English is like Latin and Hungarian in having long and short vowels that don't exactly correspond, but in the other two we can clearly match the vowels as pairs, slightly differing in quality. In English the pairing is not as neat. It also differs by dialect. Scottish English is a special case, to be discussed below. American English lacks a short [o]. Depending on the dialect it may be debatable which short vowel pairs with which long vowel; indeed many modern descriptions of English don't show vowel length, but show the quality only: they use the symbol [I] in sit and [i] in seat, and note that [i] is normally longer than [I].

This notation may be misleading: you sometimes see it claimed that English 'has no vowel length', or has no contrastive or distinctive vowel length. This is only true under a narrow interpretation. Except for Scottish, we could notate sit and seat as [sit] and [si:t] and note that short [i] is more precisely [I]. What English has is [I] versus [i:], contrasting both quality and length together. It is rare for any English dialect to make any contrast of purely length. (In my accent the only common contrast of this type is [kat] cut versus [ka:t] cart.)

An important reason why the [sit ~ si:t] notation is no longer used is that it is not actually duration that causes the contrast. If you lengthen the vowel in sit it still sounds like sit, and conversely a short seat is still identifiable as seat, not sit. The quality of the vowel is what's important, not the length. In the early days of phonetics this was described as height (of the tongue in the mouth); later the vague terms tense and lax were used; finally in the 1960s it was discovered that the essential difference is the frontness or backness of the tongue root: [i] has advanced tongue root and [I] lacks it.

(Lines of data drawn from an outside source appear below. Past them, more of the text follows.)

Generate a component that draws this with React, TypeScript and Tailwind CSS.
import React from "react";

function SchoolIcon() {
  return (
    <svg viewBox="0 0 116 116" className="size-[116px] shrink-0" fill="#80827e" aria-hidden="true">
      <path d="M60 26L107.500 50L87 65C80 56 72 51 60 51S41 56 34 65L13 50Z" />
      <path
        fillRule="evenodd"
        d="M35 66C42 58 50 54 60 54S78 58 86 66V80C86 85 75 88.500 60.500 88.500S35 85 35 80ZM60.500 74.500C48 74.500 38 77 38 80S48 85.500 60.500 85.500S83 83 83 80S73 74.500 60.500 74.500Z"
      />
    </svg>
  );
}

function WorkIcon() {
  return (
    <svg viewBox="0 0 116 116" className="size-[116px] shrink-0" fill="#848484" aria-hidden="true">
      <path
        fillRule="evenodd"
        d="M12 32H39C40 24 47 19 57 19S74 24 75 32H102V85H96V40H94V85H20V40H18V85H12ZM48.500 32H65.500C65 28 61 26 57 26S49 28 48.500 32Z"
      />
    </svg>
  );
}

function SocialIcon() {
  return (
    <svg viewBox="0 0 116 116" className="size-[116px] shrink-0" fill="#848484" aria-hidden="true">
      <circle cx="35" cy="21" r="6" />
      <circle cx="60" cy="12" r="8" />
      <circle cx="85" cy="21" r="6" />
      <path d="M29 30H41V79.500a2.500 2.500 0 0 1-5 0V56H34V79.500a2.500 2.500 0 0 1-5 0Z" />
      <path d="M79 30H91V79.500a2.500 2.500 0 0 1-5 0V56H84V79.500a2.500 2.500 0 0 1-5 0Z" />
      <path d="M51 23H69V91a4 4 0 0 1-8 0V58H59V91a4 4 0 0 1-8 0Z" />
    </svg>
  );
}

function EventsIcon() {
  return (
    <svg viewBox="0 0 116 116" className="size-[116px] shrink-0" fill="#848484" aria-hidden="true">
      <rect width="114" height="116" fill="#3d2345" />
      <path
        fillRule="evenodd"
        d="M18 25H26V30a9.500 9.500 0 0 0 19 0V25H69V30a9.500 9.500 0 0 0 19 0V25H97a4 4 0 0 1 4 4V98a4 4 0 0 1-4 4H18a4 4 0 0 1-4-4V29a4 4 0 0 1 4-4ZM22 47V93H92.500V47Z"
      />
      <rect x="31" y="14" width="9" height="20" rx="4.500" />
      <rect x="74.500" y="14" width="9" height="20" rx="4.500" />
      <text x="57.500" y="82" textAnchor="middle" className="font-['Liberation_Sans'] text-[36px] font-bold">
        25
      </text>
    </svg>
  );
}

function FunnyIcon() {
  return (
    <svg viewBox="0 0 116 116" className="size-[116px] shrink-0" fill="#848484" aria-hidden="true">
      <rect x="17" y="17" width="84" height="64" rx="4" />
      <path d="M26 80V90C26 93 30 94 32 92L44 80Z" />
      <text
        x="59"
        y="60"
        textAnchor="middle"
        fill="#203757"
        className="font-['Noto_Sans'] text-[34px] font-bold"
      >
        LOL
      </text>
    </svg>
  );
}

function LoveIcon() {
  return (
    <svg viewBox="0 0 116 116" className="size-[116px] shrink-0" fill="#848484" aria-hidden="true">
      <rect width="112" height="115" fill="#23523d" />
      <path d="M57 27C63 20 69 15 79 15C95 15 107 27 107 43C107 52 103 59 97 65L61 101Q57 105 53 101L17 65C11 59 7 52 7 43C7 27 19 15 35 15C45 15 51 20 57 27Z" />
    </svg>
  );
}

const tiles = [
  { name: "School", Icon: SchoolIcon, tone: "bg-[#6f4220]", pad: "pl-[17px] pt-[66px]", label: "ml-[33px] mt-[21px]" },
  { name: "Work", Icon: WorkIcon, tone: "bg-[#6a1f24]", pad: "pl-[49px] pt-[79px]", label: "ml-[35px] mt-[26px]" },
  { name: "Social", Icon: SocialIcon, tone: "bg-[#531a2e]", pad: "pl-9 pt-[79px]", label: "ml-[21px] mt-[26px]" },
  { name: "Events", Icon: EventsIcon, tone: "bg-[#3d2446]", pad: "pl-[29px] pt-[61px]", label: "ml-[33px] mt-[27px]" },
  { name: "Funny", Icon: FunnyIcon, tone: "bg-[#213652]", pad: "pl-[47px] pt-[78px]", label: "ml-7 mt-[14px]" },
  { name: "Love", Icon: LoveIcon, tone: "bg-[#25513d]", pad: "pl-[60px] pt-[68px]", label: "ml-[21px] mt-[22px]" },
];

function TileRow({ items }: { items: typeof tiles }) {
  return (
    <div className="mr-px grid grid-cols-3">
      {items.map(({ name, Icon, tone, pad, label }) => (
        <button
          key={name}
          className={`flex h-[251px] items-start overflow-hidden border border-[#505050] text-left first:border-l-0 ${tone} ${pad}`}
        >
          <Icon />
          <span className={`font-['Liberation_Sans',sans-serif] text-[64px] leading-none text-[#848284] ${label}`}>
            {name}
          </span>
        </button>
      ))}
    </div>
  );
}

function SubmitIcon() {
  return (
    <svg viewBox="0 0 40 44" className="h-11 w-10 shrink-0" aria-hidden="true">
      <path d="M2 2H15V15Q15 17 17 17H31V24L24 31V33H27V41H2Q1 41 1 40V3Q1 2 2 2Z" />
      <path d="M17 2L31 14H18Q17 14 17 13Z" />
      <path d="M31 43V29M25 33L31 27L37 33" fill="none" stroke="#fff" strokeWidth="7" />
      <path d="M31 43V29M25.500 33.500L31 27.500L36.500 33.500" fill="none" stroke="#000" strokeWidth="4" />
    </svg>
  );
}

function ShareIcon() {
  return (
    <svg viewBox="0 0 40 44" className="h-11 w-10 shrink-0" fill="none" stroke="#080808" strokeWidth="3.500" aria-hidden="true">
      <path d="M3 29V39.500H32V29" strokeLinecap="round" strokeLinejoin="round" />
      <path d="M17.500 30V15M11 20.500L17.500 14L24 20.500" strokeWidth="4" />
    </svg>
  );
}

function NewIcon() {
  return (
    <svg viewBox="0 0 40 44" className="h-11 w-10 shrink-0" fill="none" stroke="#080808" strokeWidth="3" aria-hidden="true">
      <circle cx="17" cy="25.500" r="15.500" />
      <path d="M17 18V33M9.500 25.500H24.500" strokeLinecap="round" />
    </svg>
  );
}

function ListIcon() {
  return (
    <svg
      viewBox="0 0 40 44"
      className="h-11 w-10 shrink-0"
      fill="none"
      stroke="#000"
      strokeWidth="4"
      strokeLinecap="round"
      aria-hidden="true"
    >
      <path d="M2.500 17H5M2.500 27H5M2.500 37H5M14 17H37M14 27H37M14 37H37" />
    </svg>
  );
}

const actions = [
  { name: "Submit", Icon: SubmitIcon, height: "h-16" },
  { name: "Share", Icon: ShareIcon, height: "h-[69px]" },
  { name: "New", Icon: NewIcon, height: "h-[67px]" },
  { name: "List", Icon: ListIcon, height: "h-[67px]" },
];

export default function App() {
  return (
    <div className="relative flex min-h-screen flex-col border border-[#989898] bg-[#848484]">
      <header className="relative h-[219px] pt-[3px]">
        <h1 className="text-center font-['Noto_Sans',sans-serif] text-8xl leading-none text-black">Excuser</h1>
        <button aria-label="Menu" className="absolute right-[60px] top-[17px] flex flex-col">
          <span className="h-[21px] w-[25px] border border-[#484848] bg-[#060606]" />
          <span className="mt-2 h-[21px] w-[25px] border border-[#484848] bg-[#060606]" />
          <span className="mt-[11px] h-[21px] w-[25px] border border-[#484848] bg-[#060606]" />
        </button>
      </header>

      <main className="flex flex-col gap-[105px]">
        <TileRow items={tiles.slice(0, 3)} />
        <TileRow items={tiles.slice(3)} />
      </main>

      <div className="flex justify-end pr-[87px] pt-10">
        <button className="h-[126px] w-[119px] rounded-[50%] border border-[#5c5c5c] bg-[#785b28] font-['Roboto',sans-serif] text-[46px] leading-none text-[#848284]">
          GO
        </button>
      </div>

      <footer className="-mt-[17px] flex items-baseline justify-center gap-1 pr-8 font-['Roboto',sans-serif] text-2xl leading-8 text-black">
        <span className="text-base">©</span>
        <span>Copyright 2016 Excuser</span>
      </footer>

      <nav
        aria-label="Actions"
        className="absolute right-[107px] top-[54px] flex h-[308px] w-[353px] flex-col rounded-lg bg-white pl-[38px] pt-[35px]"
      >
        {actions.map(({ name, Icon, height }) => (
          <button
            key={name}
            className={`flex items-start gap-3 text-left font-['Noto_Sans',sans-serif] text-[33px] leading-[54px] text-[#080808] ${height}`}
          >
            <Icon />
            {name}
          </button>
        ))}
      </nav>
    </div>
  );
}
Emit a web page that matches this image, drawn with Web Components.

Another reason why [i ~ i:] is not an adequate description of the length difference is that in English the following consonant systematically affects length. Voiceless sounds such as [t k p s f] shorten the vowel quite a lot, so sit is considerably shorter than Sid in normal speech, and seat is shorter than seed. There is no definite relation between the Sid and seat vowels, but they are typically about equal, giving three grades of duration: [sIt ~ sId,si:t ~ si:d].

In most dialects of English the long vowels are not 'pure', but are more a diphthong, and [i:] is more accurately something like [Ii] or even [əI]. The vowel of mate is pure [e:] or diphthong [eI] depending on dialect. This is another reason why it's not obvious that we should or can pair long vowels against short ones in English.

To confuse matters there is a traditional terminology of 'long vowels' and 'short vowels' in English, under which mate, mete, mite, mote, mute have long vowels corresponding to the short ones of mat, met, nit, not, nut, and in dictionaries their pronunciation would be marked with the breve and macron: măt, māte. In Middle English these actually were long/short pairs (and that's what the silent -e indicated), until the Great Vowel Shift realigned them. The terminology has remained, but is misleading compared to a phonetic definition of length. The shift gave us a large residue of pairs of related words, where one was shortened or lengthened by a Middle English rule, where this traditional short/long distinction still holds: such as child/children, keep/kept, divine/divinity, opaque/opacity. Some linguists (notably Chomsky) believe we can regard this alternation as a still-living feature of modern English, and e.g. keep ~ kept is stored by present-day speakers as [ke:p ~ kept] rather than [ki:p ~ kept]. Personally I find this unconvincing, and I think we use analogy more than rules when we relate such pairs. However, it is true that that old distinction is well entrenched in our grammar, whereas nothing much systematically connects phonetically close pairs such as [I ~ i:].

restricted occurrence

In Italian long vowels only occur stressed, in an open syllable. So [kane] (open [ka]) would be pronounced [ka:ne], whereas in [kanna] (closed [kan]) the stressed [a] remains short. This is not contrastive: any vowel in this position is lengthened, and no others are.

In French length also occurs only under stress. The final syllable of a phrase is stressed, and this is long if it's a closed syllable ending in certain consonants ([v r z Z]), or closed and containing certain vowels (including nasals) -- I won't give more precise detail, as it's likely to vary a bit with age and dialect. Mostly length is automatic, not contrastive, but for some speakers there is or was a phonemic contrast between [mεtr] mettre, mètre and [mε:tr] maître.

In Scottish accents of English there are no length distinctions of the sit ~ seat type, the contrast being carried purely by the quality: [sIt ~ sit]. In the standard accent final stressed vowels are long, as in [si:] see, sea. This length is retained when inflection is added. This can create a pure length contrast: [siz] seize vs [si:z] sees, seas; and likewise [brud] brood vs [bru:d] brewed. I have noticed that some accents (Glasgow, I think) lengthen stressed vowels.

how long?

A long vowel in a two-way contrast is typically one and a half times to twice the length of a short vowel. Some languages have intermediate-length vowels in certain positions, such as "short" vowels under stress, or perhaps unstressed "long" vowels; however these are never contrastive, but are allophonic variations, like the English three-way system. While two-way contrasts are common (e.g. [kat] and [kaat] mean different things), the only language commonly cited as having a three-way contrast (e.g. [kat ~ kaat ~ kaaat] all with different meanings) is Estonian, and even there the analysis is disputed. Some phoneticians say the three grades of length can be accounted for by other features, as they can in English.

Traditional guides to the pronunciation of Biblical Hebrew include extra-short vowels (the hateph vowels) beside ordinary short and long vowels. This is almost certainly wrong, since such contrasts are not known to occur in any living language. It was probably an optional choice between full vowel or schwa.